** Begin Data excerpt **

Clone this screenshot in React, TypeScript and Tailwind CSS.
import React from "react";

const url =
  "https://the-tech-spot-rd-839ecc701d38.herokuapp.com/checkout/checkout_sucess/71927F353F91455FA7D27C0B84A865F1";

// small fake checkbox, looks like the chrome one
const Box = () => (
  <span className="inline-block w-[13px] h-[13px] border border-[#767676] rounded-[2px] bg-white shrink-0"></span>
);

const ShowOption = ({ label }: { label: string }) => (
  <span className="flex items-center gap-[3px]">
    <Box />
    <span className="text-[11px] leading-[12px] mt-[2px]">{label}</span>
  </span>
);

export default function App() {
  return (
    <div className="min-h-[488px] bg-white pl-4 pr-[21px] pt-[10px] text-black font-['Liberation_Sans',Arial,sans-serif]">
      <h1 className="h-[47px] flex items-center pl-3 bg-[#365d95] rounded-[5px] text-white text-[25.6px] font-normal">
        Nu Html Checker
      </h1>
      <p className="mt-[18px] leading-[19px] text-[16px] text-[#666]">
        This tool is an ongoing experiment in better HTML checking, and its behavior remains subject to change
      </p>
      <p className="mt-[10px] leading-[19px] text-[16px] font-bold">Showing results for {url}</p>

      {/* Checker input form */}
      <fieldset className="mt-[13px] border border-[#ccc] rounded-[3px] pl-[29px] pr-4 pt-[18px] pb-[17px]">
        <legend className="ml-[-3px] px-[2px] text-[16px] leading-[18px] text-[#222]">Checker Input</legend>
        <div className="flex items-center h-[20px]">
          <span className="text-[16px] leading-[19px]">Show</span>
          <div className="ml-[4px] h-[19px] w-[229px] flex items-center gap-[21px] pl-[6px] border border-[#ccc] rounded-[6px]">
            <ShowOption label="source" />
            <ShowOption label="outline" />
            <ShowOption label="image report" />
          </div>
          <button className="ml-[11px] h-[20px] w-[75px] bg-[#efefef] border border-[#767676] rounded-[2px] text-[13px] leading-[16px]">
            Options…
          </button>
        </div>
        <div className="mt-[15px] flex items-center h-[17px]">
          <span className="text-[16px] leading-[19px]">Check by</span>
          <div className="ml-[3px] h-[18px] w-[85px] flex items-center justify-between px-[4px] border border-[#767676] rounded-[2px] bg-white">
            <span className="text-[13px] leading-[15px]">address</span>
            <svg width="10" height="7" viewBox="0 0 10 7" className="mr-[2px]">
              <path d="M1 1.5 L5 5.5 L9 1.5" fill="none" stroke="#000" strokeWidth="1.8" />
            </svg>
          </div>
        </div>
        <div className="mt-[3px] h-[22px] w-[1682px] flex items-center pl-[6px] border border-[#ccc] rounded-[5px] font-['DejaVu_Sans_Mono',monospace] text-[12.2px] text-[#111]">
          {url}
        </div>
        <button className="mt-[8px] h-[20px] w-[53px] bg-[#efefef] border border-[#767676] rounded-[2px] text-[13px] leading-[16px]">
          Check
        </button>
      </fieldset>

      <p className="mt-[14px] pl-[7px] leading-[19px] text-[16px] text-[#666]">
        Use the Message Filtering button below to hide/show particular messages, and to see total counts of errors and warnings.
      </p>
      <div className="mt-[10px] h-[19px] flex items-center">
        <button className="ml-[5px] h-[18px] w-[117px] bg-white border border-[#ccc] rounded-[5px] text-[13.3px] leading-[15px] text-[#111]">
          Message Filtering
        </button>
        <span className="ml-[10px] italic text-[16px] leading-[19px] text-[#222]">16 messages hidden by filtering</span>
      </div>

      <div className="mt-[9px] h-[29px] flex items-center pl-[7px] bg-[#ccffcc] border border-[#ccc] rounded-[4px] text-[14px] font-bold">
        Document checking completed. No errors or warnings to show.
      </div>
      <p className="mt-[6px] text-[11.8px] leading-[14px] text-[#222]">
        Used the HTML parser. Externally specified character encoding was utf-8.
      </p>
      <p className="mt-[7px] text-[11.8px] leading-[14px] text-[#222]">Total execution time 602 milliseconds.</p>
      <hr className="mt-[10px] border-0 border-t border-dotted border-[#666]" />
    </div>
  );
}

** End Data excerpt **

Requirement »
Which lines of the data above contain "React"? Copy each one.

Written answer »
Clone this screenshot in React, TypeScript and Tailwind CSS.
import React from "react";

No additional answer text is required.